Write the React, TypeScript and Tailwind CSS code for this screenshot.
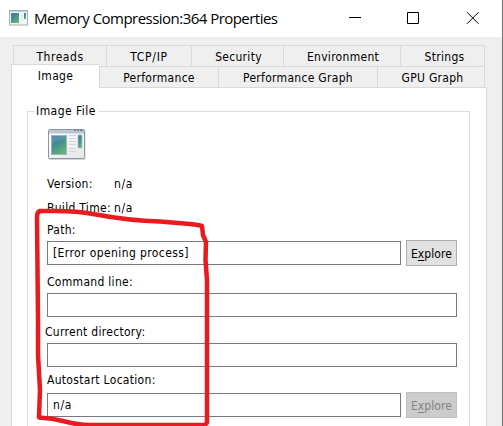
import type { ReactNode } from "react";

function Tab({ className, children }: { className: string; children: ReactNode }) {
  return (
    <div className={`flex shrink-0 justify-center whitespace-nowrap border-l border-t border-[#d9d9d9] ${className}`}>
      {children}
    </div>
  );
}

function Field({ label, labelClass = "", value, valueClass = "", className = "", button }: {
  label: string;
  labelClass?: string;
  value?: string;
  valueClass?: string;
  className?: string;
  button?: "on" | "off";
}) {
  return (
    <div className={className}>
      <div className={`h-4 whitespace-nowrap leading-4 ${labelClass}`}>{label}</div>
      <div className="mt-0.5 flex h-[26px] items-center gap-[5px]">
        <div className="flex h-6 flex-1 items-center border border-[#7a7a7a] pl-[5px]">
          <span className={`whitespace-nowrap leading-[22px] ${valueClass}`}>{value}</span>
        </div>
        {button && (
          <button
            className={`-mt-px h-[26px] w-[51px] border text-center leading-[26px] tracking-[0.1px] ${
              button === "on" ? "border-[#adadad] bg-[#e1e1e1]" : "border-[#bfbfbf] bg-[#cccccc] text-[#838383]"
            }`}
          >
            E<span className="underline underline-offset-2">x</span>plore
          </button>
        )}
      </div>
    </div>
  );
}

function AppIcon() {
  return (
    <svg className="h-8 w-[38px]" viewBox="0 0 38 32">
      <defs>
        <linearGradient id="teal" x1="0" y1="0" x2=".6" y2="1">
          <stop offset="0" stopColor="#3f73aa" />
          <stop offset=".5" stopColor="#438f91" />
          <stop offset="1" stopColor="#62b575" />
        </linearGradient>
        <linearGradient id="frame" x1="0" y1="0" x2="1" y2="1">
          <stop offset="0" stopColor="#ffffff" />
          <stop offset="1" stopColor="#e4e6e8" />
        </linearGradient>
      </defs>
      <rect x="1" y="1.5" width="36.5" height="29.5" rx="1" fill="#d3d5d7" />
      <rect x=".5" y=".5" width="36" height="29" rx="1" fill="url(#frame)" stroke="#8c969f" />
      <rect x="1" y="1" width="35" height="2.5" fill="#bec9d5" />
      <path d="M1 3.8H36" stroke="#929dab" strokeWidth=".7" />
      <path d="M26 1.5h2M29 1.5h2M32 1.5h3" stroke="#66778c" />
      <rect x="3.5" y="6.5" width="15" height="19" fill="url(#teal)" stroke="#a8b1be" />
      <path d="M4 15Q10 10 18 10V7H4Z" fill="#fff" opacity=".12" />
      <path d="M21 6.5h7M21 9.500h7M21 12.500h7M21 15.500h7M21 19.500h7M21 22.500h7" stroke="#d3d5d8" />
      <rect x="30" y="6" width="4" height="13" fill="url(#teal)" stroke="#b8c4cf" strokeWidth=".6" />
    </svg>
  );
}

export default function App() {
  return (
    <main className="relative flex h-[426px] w-[503px] flex-col overflow-hidden border-r border-[#707070] bg-[#efefef] font-['DejaVu_Sans_Condensed','DejaVu_Sans',sans-serif] text-[12px] tracking-[0.3px] text-black [font-stretch:condensed]">
      <header className="flex h-[37px] shrink-0 items-center bg-white pl-[9px]">
        <svg className="-mt-0.5 h-4 w-[19px]" viewBox="0 0 19 16">
          <rect x=".5" y=".5" width="18" height="14.5" fill="#f3f5f6" stroke="#a5adb6" />
          <path d="M1 1.5h17" stroke="#c8d0d7" />
          <rect x="2" y="3" width="8" height="10" fill="url(#teal)" />
          <path d="M12 4h2M12 6h2M12 8h2M12 10h2" stroke="#e1e3e5" />
          <rect x="15" y="3" width="2" height="6" fill="url(#teal)" />
        </svg>
        <h1 className="-mt-px ml-1.5 whitespace-nowrap font-['Open_Sans','Noto_Sans',sans-serif] text-[15px] leading-5 tracking-[-0.53px] [font-stretch:normal]">
          Memory Compression:364 Properties
        </h1>
        <svg className="-mt-0.5 ml-auto mr-[23px] h-3 w-[130px] shrink-0" viewBox="0 0 130 12" fill="none" stroke="#000">
          <path d="M0 5.5h12M58.5.5h11v11h-11zM118 .2l11.6 11.6M129.6.2L118 11.8" />
        </svg>
      </header>
      <nav className="mt-2 h-[42px] shrink-0">
        <div className="ml-[13px] flex h-[21px] w-[472px] border-r border-[#d9d9d9] leading-[22px]">
          <Tab className="w-[93px] tracking-[0.55px]">Threads</Tab>
          <Tab className="w-[85px] tracking-[0.7px]">TCP/IP</Tab>
          <Tab className="w-[92px] pl-0.5">Security</Tab>
          <Tab className="w-[117px] pl-0.5">Environment</Tab>
          <Tab className="w-[84px] pl-1">Strings</Tab>
        </div>
        <div className="ml-[11px] flex h-[21px] w-[474px] border-r border-[#d9d9d9] leading-[22px]">
          <Tab className="relative -mt-0.5 h-6 w-[88px] bg-white">Image</Tab>
          <Tab className="w-[119px]">Performance</Tab>
          <Tab className="w-[159px]">Performance Graph</Tab>
          <Tab className="w-[107px] pl-[3px]">GPU Graph</Tab>
        </div>
      </nav>
      <section className="ml-[11px] h-[339px] w-[476px] border-x border-t border-[#d9d9d9] bg-white pl-[15px] pt-[15px]">
        <fieldset className="w-[443px]">
          <div className="flex h-4 items-center">
            <span className="h-px w-[7px] bg-[#dcdcdc]" />
            <h2 className="relative w-[65px] whitespace-nowrap pl-0.5 leading-[18px] tracking-[0.45px]">Image File</h2>
            <span className="h-px flex-1 bg-[#dcdcdc]" />
          </div>
          <div className="-mt-2 h-[330px] border-x border-[#dcdcdc] pl-[19px] pr-3 pt-[18px]">
            <div className="ml-px h-8"><AppIcon /></div>
            <div className="mt-[15px] grid grid-cols-[67px_1fr] gap-y-2 whitespace-nowrap leading-4">
              <span>Version:</span><span className="tracking-[0.6px]">n/a</span>
              <span>Build Time:</span><span className="tracking-[0.6px]">n/a</span>
            </div>
            <Field className="mt-[6px]" label="Path:" value="[Error opening process]" valueClass="tracking-[0.4px]" button="on" />
            <Field className="mt-2" label="Command line:" />
            <Field className="mt-[6px]" label="Current directory:" labelClass="-ml-0.5" />
            <Field className="mt-1 [&>div:first-child]:mb-1" label="Autostart Location:" value="n/a" valueClass="tracking-[0.6px]" button="off" />
          </div>
        </fieldset>
      </section>
      <svg className="pointer-events-none absolute left-0 top-0 h-[426px] w-[503px]" viewBox="0 0 503 426" fill="none" stroke="#e81c1e" strokeWidth="4.5" strokeLinecap="round" strokeLinejoin="round">
        <path d="M39 417L40 390L38 355L38 320L37 217Q37 212 40 211L55 211Q78 211 93 214C120 219 137 221 160 221.500L190 224Q199 225 202 226L203 235L206 242L205.500 260L207 280V422.500L205 425H90Q78 425 65 421.500Q52 418 39 417.500" />
      </svg>
    </main>
  );
}
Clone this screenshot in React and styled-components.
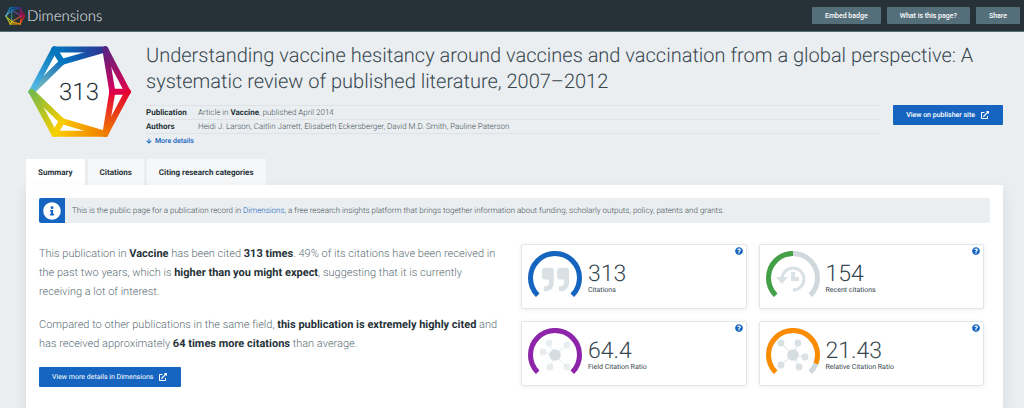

----------------

**Problem requirements:**
Output the data above without changes, apart from leaving out the pictures.

**Result of this task:**
Write the React, TypeScript and Tailwind CSS code for this screenshot.
import type { ReactNode } from "react";

function Tab({ className, children }: { className: string; children: ReactNode }) {
  return (
    <div className={`flex shrink-0 justify-center whitespace-nowrap border-l border-t border-[#d9d9d9] ${className}`}>
      {children}
    </div>
  );
}

function Field({ label, labelClass = "", value, valueClass = "", className = "", button }: {
  label: string;
  labelClass?: string;
  value?: string;
  valueClass?: string;
  className?: string;
  button?: "on" | "off";
}) {
  return (
    <div className={className}>
      <div className={`h-4 whitespace-nowrap leading-4 ${labelClass}`}>{label}</div>
      <div className="mt-0.5 flex h-[26px] items-center gap-[5px]">
        <div className="flex h-6 flex-1 items-center border border-[#7a7a7a] pl-[5px]">
          <span className={`whitespace-nowrap leading-[22px] ${valueClass}`}>{value}</span>
        </div>
        {button && (
          <button
            className={`-mt-px h-[26px] w-[51px] border text-center leading-[26px] tracking-[0.1px] ${
              button === "on" ? "border-[#adadad] bg-[#e1e1e1]" : "border-[#bfbfbf] bg-[#cccccc] text-[#838383]"
            }`}
          >
            E<span className="underline underline-offset-2">x</span>plore
          </button>
        )}
      </div>
    </div>
  );
}

function AppIcon() {
  return (
    <svg className="h-8 w-[38px]" viewBox="0 0 38 32">
      <defs>
        <linearGradient id="teal" x1="0" y1="0" x2=".6" y2="1">
          <stop offset="0" stopColor="#3f73aa" />
          <stop offset=".5" stopColor="#438f91" />
          <stop offset="1" stopColor="#62b575" />
        </linearGradient>
        <linearGradient id="frame" x1="0" y1="0" x2="1" y2="1">
          <stop offset="0" stopColor="#ffffff" />
          <stop offset="1" stopColor="#e4e6e8" />
        </linearGradient>
      </defs>
      <rect x="1" y="1.5" width="36.5" height="29.5" rx="1" fill="#d3d5d7" />
      <rect x=".5" y=".5" width="36" height="29" rx="1" fill="url(#frame)" stroke="#8c969f" />
      <rect x="1" y="1" width="35" height="2.5" fill="#bec9d5" />
      <path d="M1 3.8H36" stroke="#929dab" strokeWidth=".7" />
      <path d="M26 1.5h2M29 1.5h2M32 1.5h3" stroke="#66778c" />
      <rect x="3.5" y="6.5" width="15" height="19" fill="url(#teal)" stroke="#a8b1be" />
      <path d="M4 15Q10 10 18 10V7H4Z" fill="#fff" opacity=".12" />
      <path d="M21 6.5h7M21 9.500h7M21 12.500h7M21 15.500h7M21 19.500h7M21 22.500h7" stroke="#d3d5d8" />
      <rect x="30" y="6" width="4" height="13" fill="url(#teal)" stroke="#b8c4cf" strokeWidth=".6" />
    </svg>
  );
}

export default function App() {
  return (
    <main className="relative flex h-[426px] w-[503px] flex-col overflow-hidden border-r border-[#707070] bg-[#efefef] font-['DejaVu_Sans_Condensed','DejaVu_Sans',sans-serif] text-[12px] tracking-[0.3px] text-black [font-stretch:condensed]">
      <header className="flex h-[37px] shrink-0 items-center bg-white pl-[9px]">
        <svg className="-mt-0.5 h-4 w-[19px]" viewBox="0 0 19 16">
          <rect x=".5" y=".5" width="18" height="14.5" fill="#f3f5f6" stroke="#a5adb6" />
          <path d="M1 1.5h17" stroke="#c8d0d7" />
          <rect x="2" y="3" width="8" height="10" fill="url(#teal)" />
          <path d="M12 4h2M12 6h2M12 8h2M12 10h2" stroke="#e1e3e5" />
          <rect x="15" y="3" width="2" height="6" fill="url(#teal)" />
        </svg>
        <h1 className="-mt-px ml-1.5 whitespace-nowrap font-['Open_Sans','Noto_Sans',sans-serif] text-[15px] leading-5 tracking-[-0.53px] [font-stretch:normal]">
          Memory Compression:364 Properties
        </h1>
        <svg className="-mt-0.5 ml-auto mr-[23px] h-3 w-[130px] shrink-0" viewBox="0 0 130 12" fill="none" stroke="#000">
          <path d="M0 5.5h12M58.5.5h11v11h-11zM118 .2l11.6 11.6M129.6.2L118 11.8" />
        </svg>
      </header>
      <nav className="mt-2 h-[42px] shrink-0">
        <div className="ml-[13px] flex h-[21px] w-[472px] border-r border-[#d9d9d9] leading-[22px]">
          <Tab className="w-[93px] tracking-[0.55px]">Threads</Tab>
          <Tab className="w-[85px] tracking-[0.7px]">TCP/IP</Tab>
          <Tab className="w-[92px] pl-0.5">Security</Tab>
          <Tab className="w-[117px] pl-0.5">Environment</Tab>
          <Tab className="w-[84px] pl-1">Strings</Tab>
        </div>
        <div className="ml-[11px] flex h-[21px] w-[474px] border-r border-[#d9d9d9] leading-[22px]">
          <Tab className="relative -mt-0.5 h-6 w-[88px] bg-white">Image</Tab>
          <Tab className="w-[119px]">Performance</Tab>
          <Tab className="w-[159px]">Performance Graph</Tab>
          <Tab className="w-[107px] pl-[3px]">GPU Graph</Tab>
        </div>
      </nav>
      <section className="ml-[11px] h-[339px] w-[476px] border-x border-t border-[#d9d9d9] bg-white pl-[15px] pt-[15px]">
        <fieldset className="w-[443px]">
          <div className="flex h-4 items-center">
            <span className="h-px w-[7px] bg-[#dcdcdc]" />
            <h2 className="relative w-[65px] whitespace-nowrap pl-0.5 leading-[18px] tracking-[0.45px]">Image File</h2>
            <span className="h-px flex-1 bg-[#dcdcdc]" />
          </div>
          <div className="-mt-2 h-[330px] border-x border-[#dcdcdc] pl-[19px] pr-3 pt-[18px]">
            <div className="ml-px h-8"><AppIcon /></div>
            <div className="mt-[15px] grid grid-cols-[67px_1fr] gap-y-2 whitespace-nowrap leading-4">
              <span>Version:</span><span className="tracking-[0.6px]">n/a</span>
              <span>Build Time:</span><span className="tracking-[0.6px]">n/a</span>
            </div>
            <Field className="mt-[6px]" label="Path:" value="[Error opening process]" valueClass="tracking-[0.4px]" button="on" />
            <Field className="mt-2" label="Command line:" />
            <Field className="mt-[6px]" label="Current directory:" labelClass="-ml-0.5" />
            <Field className="mt-1 [&>div:first-child]:mb-1" label="Autostart Location:" value="n/a" valueClass="tracking-[0.6px]" button="off" />
          </div>
        </fieldset>
      </section>
      <svg className="pointer-events-none absolute left-0 top-0 h-[426px] w-[503px]" viewBox="0 0 503 426" fill="none" stroke="#e81c1e" strokeWidth="4.5" strokeLinecap="round" strokeLinejoin="round">
        <path d="M39 417L40 390L38 355L38 320L37 217Q37 212 40 211L55 211Q78 211 93 214C120 219 137 221 160 221.500L190 224Q199 225 202 226L203 235L206 242L205.500 260L207 280V422.500L205 425H90Q78 425 65 421.500Q52 418 39 417.500" />
      </svg>
    </main>
  );
}
Clone this screenshot in React and styled-components.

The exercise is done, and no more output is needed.